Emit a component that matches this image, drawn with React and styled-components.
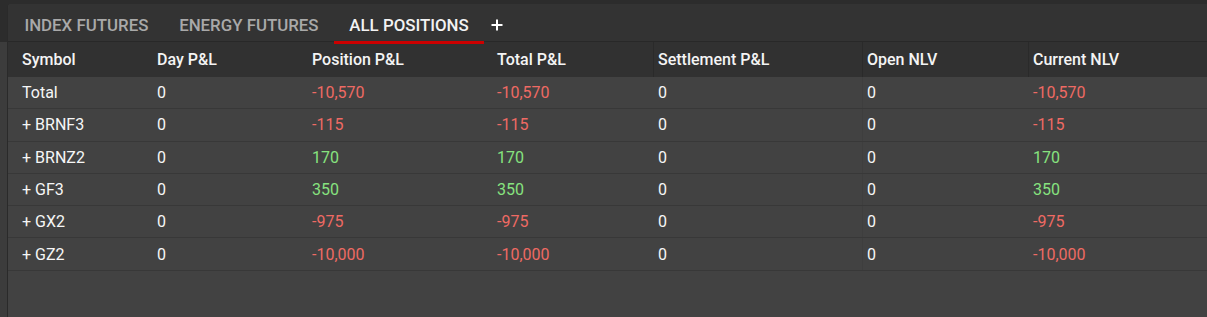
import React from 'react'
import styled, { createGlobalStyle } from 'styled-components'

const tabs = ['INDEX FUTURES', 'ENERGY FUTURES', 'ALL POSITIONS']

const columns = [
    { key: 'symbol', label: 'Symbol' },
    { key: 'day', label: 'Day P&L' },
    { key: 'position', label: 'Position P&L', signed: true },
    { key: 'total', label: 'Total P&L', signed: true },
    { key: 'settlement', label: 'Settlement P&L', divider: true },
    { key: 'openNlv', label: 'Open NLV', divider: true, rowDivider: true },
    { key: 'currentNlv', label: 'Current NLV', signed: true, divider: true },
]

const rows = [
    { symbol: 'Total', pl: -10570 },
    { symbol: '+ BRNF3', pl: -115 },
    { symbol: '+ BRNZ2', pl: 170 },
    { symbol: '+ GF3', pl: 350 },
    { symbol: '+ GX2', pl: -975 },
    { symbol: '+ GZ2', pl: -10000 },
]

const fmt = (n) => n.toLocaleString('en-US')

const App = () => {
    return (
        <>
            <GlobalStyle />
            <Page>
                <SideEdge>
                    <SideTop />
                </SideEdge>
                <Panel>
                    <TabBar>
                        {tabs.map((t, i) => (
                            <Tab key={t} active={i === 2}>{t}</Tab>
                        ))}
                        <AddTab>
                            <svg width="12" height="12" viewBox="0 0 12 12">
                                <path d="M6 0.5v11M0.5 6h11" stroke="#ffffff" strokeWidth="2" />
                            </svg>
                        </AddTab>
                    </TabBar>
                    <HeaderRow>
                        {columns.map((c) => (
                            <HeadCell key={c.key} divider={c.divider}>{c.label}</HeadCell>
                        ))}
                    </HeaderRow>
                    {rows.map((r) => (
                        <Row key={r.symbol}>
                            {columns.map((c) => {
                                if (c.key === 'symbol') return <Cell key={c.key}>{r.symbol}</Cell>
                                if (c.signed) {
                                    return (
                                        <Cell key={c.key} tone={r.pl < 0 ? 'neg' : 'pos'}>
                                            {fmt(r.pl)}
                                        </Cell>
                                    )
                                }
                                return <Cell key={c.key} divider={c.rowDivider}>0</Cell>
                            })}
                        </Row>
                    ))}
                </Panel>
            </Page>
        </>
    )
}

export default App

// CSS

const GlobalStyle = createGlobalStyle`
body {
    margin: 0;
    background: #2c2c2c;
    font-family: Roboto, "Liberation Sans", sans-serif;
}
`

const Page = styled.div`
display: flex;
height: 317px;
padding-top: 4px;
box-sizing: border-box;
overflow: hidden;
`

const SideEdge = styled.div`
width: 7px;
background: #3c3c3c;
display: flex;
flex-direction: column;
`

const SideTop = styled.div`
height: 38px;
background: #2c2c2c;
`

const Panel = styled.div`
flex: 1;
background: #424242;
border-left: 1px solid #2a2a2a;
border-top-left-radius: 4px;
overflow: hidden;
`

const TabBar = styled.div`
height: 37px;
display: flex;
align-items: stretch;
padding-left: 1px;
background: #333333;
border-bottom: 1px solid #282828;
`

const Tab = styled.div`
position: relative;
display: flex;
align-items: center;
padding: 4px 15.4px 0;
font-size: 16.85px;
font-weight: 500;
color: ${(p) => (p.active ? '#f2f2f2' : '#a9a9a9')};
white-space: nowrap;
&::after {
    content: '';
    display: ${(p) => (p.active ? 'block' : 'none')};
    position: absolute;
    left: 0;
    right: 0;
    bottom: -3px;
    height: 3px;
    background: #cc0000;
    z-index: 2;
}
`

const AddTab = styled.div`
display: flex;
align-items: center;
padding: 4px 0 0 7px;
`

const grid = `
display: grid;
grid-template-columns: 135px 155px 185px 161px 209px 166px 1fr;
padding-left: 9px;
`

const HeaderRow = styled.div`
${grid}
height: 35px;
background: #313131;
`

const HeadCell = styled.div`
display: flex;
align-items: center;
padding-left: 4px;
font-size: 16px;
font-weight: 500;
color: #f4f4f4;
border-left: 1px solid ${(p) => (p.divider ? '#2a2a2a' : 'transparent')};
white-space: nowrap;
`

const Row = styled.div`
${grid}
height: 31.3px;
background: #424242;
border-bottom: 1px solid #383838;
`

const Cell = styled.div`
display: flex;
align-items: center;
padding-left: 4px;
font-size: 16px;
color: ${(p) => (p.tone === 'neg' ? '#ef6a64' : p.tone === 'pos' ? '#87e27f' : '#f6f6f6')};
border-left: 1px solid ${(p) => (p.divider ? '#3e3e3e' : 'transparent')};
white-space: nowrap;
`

^^^^^^^^

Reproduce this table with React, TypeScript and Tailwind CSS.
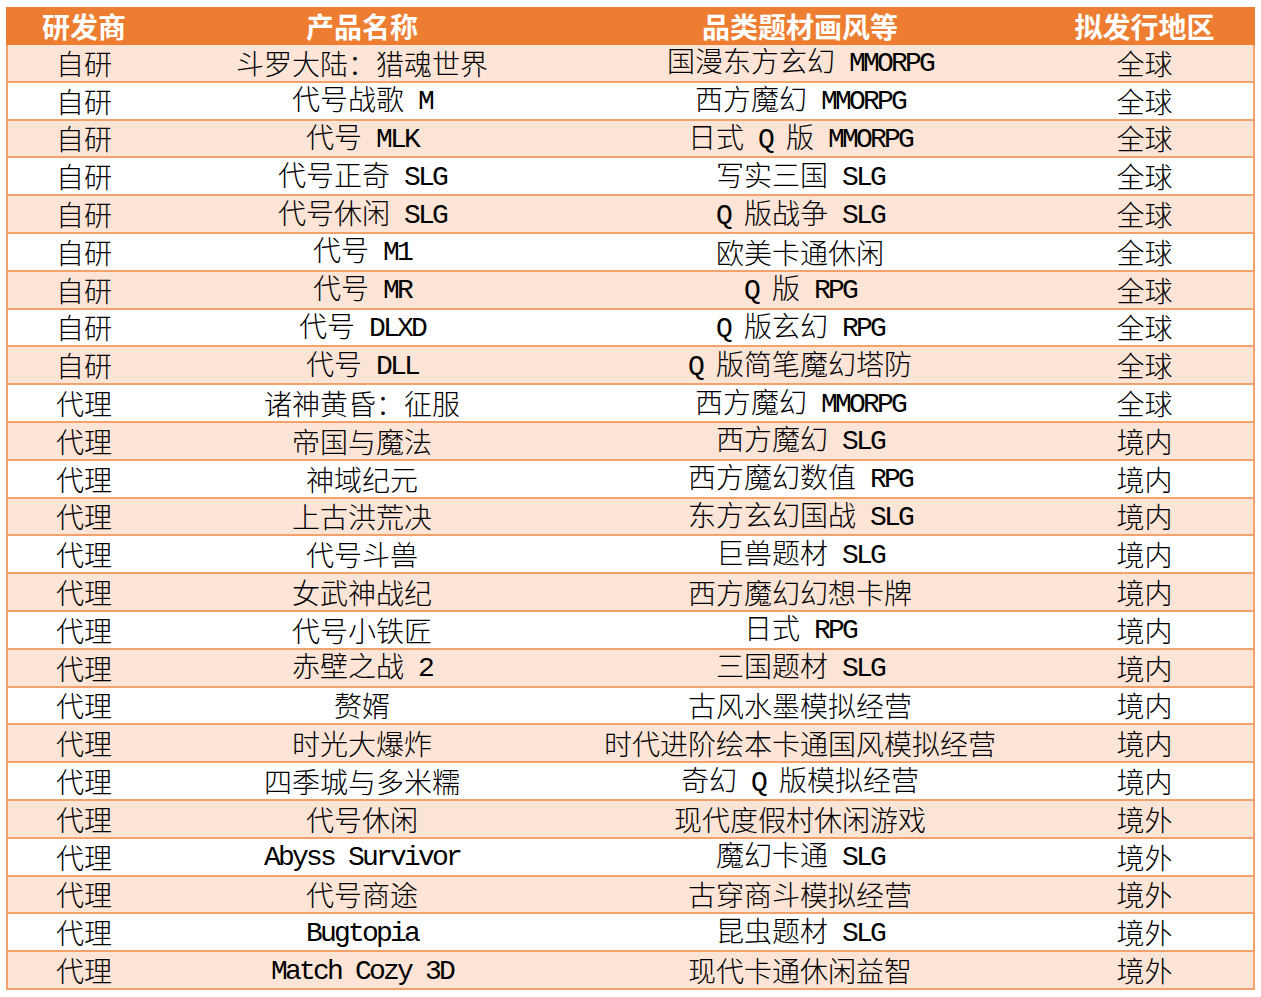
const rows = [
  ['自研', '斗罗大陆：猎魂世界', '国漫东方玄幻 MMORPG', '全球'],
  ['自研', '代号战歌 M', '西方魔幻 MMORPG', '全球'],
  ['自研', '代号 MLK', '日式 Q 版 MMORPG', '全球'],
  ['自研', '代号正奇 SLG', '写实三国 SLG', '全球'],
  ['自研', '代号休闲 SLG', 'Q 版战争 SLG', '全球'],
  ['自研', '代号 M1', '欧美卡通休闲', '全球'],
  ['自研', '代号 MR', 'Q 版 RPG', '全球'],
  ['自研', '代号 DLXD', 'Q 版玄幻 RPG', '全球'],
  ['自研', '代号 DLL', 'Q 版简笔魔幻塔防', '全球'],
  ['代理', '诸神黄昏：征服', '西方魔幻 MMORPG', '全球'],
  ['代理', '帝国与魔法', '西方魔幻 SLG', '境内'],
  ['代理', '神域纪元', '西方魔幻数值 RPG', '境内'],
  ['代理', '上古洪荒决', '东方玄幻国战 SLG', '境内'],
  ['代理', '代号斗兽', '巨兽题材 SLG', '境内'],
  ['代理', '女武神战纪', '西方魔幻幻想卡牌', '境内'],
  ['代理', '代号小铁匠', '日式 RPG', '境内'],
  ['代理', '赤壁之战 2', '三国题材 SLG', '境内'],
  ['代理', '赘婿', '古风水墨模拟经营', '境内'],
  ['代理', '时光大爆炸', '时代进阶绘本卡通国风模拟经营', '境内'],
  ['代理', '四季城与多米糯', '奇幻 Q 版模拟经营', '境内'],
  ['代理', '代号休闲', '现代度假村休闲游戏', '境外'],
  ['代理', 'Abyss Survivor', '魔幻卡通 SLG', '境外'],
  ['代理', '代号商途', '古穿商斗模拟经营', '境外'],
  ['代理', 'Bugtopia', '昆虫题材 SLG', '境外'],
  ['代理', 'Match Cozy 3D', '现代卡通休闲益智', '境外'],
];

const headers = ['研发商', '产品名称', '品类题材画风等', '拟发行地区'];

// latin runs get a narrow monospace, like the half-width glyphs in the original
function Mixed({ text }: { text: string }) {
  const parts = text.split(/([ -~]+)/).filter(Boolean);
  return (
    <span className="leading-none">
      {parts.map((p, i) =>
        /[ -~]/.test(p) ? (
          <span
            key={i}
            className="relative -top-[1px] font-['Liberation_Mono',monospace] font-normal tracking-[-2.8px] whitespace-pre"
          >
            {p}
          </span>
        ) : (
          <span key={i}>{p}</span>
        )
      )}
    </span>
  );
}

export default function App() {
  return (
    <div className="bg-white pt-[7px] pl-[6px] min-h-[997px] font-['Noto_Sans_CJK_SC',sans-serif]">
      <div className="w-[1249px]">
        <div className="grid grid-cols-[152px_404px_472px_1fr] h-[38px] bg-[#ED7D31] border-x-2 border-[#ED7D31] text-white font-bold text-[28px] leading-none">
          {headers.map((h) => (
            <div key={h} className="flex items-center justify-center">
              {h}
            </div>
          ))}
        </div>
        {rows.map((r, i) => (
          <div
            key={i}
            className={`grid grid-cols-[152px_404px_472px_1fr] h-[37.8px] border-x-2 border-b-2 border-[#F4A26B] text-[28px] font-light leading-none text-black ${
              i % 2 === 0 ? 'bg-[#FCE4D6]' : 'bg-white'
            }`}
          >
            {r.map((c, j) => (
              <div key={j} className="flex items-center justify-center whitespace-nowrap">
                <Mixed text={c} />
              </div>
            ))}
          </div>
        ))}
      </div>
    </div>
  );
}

^^^^^^^^

• **Task to carry out**: Do not copy any pictures. Retype exactly the stretch from the line with "Emit a component" through the line with "const tabs = ['INDEX".

• **Complete response**:
Emit a component that matches this image, drawn with React and styled-components.
import React from 'react'
import styled, { createGlobalStyle } from 'styled-components'

const tabs = ['INDEX FUTURES', 'ENERGY FUTURES', 'ALL POSITIONS']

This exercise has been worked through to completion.